June 25, 2020

Statement by Vice Chair for Supervision Quarles

The objective behind the Volcker covered funds final rule is straightforward: simplifying the Volcker rule in light of our experience over six years of implementation. This is a goal that is shared among all five agencies and among policymakers at those agencies with many different backgrounds. Since the agencies originally finalized the Volcker rule regulation in December of 2013, each agency has collected and reflected on many lessons learned. In particular, it is inescapable that compliance and enforcement have been difficult and can be simplified for both banking entities and regulators while fully achieving the objectives of the law.

The Volcker covered funds final rule has been informed by significant public input. Notably, the Volcker proposal on proprietary trading which we made in 2018 invited comment from the public on how the covered funds provisions could be improved. Many comments were received in response over the subsequent 18 months, and the proposal from earlier this year took into account many of those comments. As a result, this final rule, which received even further input from the proposal we issued earlier this year, is substantially similar to the proposal with a few targeted changes.

Broadly, the changes in the final rule from the 2013 rule can be grouped into three categories:

  • First, improving and clarifying the treatment of foreign funds;
  • Second, simplifying and clarifying the operation and compliance requirements of the rule, including by limiting the extraterritorial impact of the rule;
  • And third, permitting banking entities to engage in certain fund-related activities that do not present the risks that the Volcker rule was intended to address.

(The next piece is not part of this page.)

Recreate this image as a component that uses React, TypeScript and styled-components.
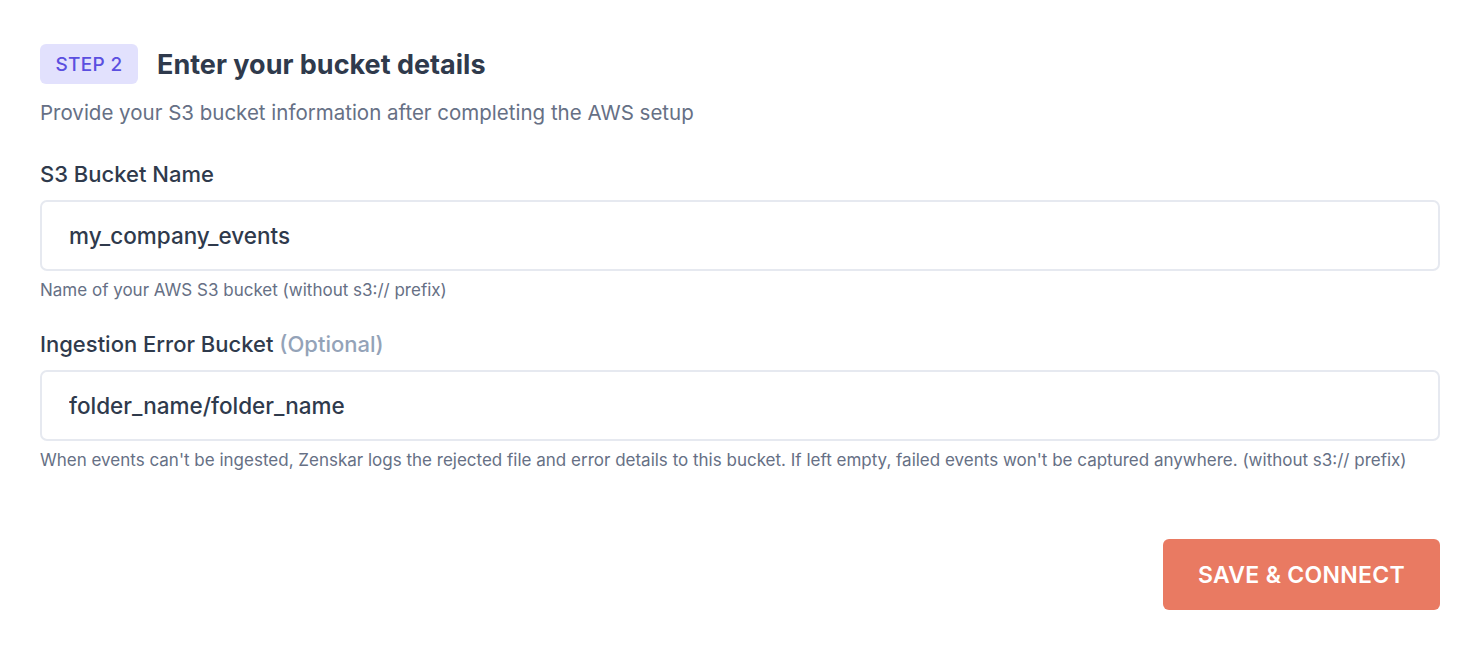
import styled, { createGlobalStyle } from "styled-components";

const GlobalStyle = createGlobalStyle`
  body {
    margin: 0;
    background: #ffffff;
    font-family: Inter, "Noto Sans", sans-serif;
    color: #2f3a4c;
  }
`;

const Page = styled.div`
  padding: 44px 43px 38px 40px;
  display: flex;
  flex-direction: column;
`;

const Heading = styled.div`
  display: flex;
  align-items: center;
  gap: 19px;
`;

const StepBadge = styled.span`
  display: inline-flex;
  align-items: center;
  justify-content: center;
  width: 98px;
  height: 40px;
  border-radius: 6px;
  background: #e2e1fd;
  color: #5b4fe0;
  font-size: 19px;
  font-weight: 500;
  letter-spacing: 0.3px;
`;

const Title = styled.h1`
  margin: 0;
  font-size: 27px;
  font-weight: 700;
  color: #2f3a4c;
`;

const Subtitle = styled.p`
  margin: 16px 0 0;
  font-size: 20.5px;
  color: #667085;
`;

const Field = styled.div<{ $top: number }>`
  display: flex;
  flex-direction: column;
  margin-top: ${(p) => p.$top}px;
`;

const Label = styled.label`
  font-size: 22px;
  font-weight: 500;
  color: #2f3a4c;
`;

const Optional = styled.span`
  color: #94a3b8;
`;

const Input = styled.input`
  margin-top: 13px;
  height: 71px;
  box-sizing: border-box;
  border: 2px solid #e6e9f0;
  border-radius: 7px;
  padding: 0 27px;
  font-family: inherit;
  font-size: 22.5px;
  font-weight: 500;
  color: #2f3a4c;
  outline: none;
`;

const Help = styled.div`
  margin-top: 9px;
  font-size: 17px;
  color: #667085;
`;

const Actions = styled.div`
  display: flex;
  justify-content: flex-end;
  margin-top: 69px;
`;

const Button = styled.button`
  width: 277px;
  height: 71px;
  border: none;
  border-radius: 6px;
  background: #e97a62;
  color: #ffffff;
  font-family: inherit;
  font-size: 23px;
  font-weight: 600;
  letter-spacing: 0.3px;
`;

export default function App() {
  return (
    <>
      <GlobalStyle />
      <Page>
        <Heading>
          <StepBadge>STEP 2</StepBadge>
          <Title>Enter your bucket details</Title>
        </Heading>
        <Subtitle>Provide your S3 bucket information after completing the AWS setup</Subtitle>

        <Field $top={36}>
          <Label>S3 Bucket Name</Label>
          <Input defaultValue="my_company_events" />
          <Help>Name of your AWS S3 bucket (without s3:// prefix)</Help>
        </Field>

        <Field $top={31}>
          <Label>
            Ingestion Error Bucket <Optional>(Optional)</Optional>
          </Label>
          <Input defaultValue="folder_name/folder_name" />
          <Help>
            When events can't be ingested, Zenskar logs the rejected file and error details to this
            bucket. If left empty, failed events won't be captured anywhere. (without s3:// prefix)
          </Help>
        </Field>

        <Actions>
          <Button>SAVE &amp; CONNECT</Button>
        </Actions>
      </Page>
    </>
  );
}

Let me focus quickly on the third category of changes. They would allow a banking entity to engage in certain activities indirectly through a fund structure. However, existing law has long allowed banking entities to engage directly in these activities. So today's final rule simply allows banking entities to engage in already permitted activities, such as venture capital investment, through a fund structure. While these activities are appropriate generally, ensuring the ability of the financial sector to support the real economy through the broadest means possible under the law is particularly important today. And to mitigate any risks present with activity through a fund, the final rule does not allow banking entities to engage in proprietary trading through a fund structure, restricts a banking entity from bailing out the funds it sponsors, limits conflicts of interest between the banking entity and fund, and of course, the activity remains subject to robust capital charges even if it is conducted through a fund structure.